I pointed out that the authorities have cracked down harshly on raw milk producers, even though government data strongly suggests that we have few illnesses from raw milk in the context of America’s foodborne-illness problem. One of my slides used the Dee Creek episode of late 2005 to make the point that when there is a legitimate problem (people becoming ill from contaminated milk), the government goes overboard—in the case of Dee Creek, filing federal criminal charges, even after local authorities and civil plaintiffs had exacted significant financial penalties. I noted that a federal judge had refused to implement a plea bargain arrangement of one year probation because she felt the government had gone overboard.

Interestingly, my comments about Dee Creek appear to have encouraged Claudia Coles of the Washington State Department of Agriculture, one of the presenters, to insert two photos from Dee Creek–one showing cows that seem to be undernourished and one showing milking occurring in seemingly unsanitary conditions–into her formal presentation slides (Slides 12 and 13) that were posted by the AVMA reps who hosted the affair and posted all presenters’ slides. And she didn’t name the dairy they came from.

Then, last Friday, a reader, “Hope,” posted a link to the slides as part of a comment following my August 5 report on Michigan happenings. (“These are clean grass fed raw milk cows (slide #13)?? The poor animals are skin and bones.”) I wonder who Hope is, to out of the blue come up with those slides buried in an otherwise mildly anti-raw-milk presentation.

Mark McAfee of Organic Pastures posted a comment in response arguing that, from his perspective as a dairyman, the cows looked to be in good health, that dairy cows shouldn’t be fat.

Just to stir things along, give the entire matter an Internet life of its own, food poisoning lawyer Bill Marler yesterday posted an item on his blog, with a link to the Claudia Coles slide show, in which he said the slides came from Dee Creek. (“I really liked the pictures of the cows from the Dee Creek Farm that was linked to an E. coli O157:H7 Raw Milk Outbreak in 2005.”)

In political and ideological struggles, proponents of one side or the other try to paint broad-brush “truths” from one or another isolated incidents. Thus, the old Soviet Union would sometimes fill its news casts about the U.S. with crime footage, to suggest that the entire country was in the midst of a crime spree and everyone was at risk.

You see the same kind of thing going on with raw milk. I guess you could say that in the case of Dee Creek, I started it. But I didn’t dwell on it, didn’t say people hadn’t gotten sick. I simply made the point that the federal government rarely files criminal charges against producers of food that make a few people ill (and kill no one), and somehow made an exception with Dee Creek. The result has been campaign-style overkill.

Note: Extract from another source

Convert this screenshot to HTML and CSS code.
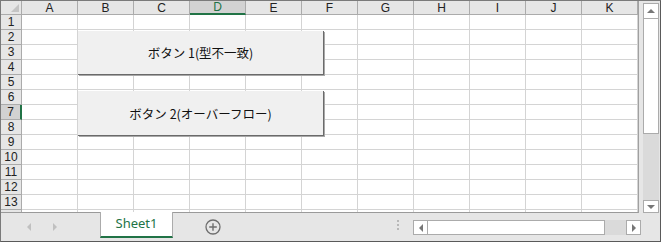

What is it about raw milk that puts the opponents into such a tizzy? I’ve thought part of it has to do with the fact that children occasionally get sick, but children get sick from bad spinach and ground beef as well, and no one seems to go quite as crazy. Then I’ve thought it has to do with the fact that the officials see raw milk consumers as a bunch of kooks. I suspect that is part of the deal. But underneath it all, there is a political agenda, it seems clear. It has to do with extending government authority (we license you and tell you what to do), and imposing a certain view of health (i.e. the only good germs are dead germs, and those who believe germs can improve their health are subversives). It certainly is curious.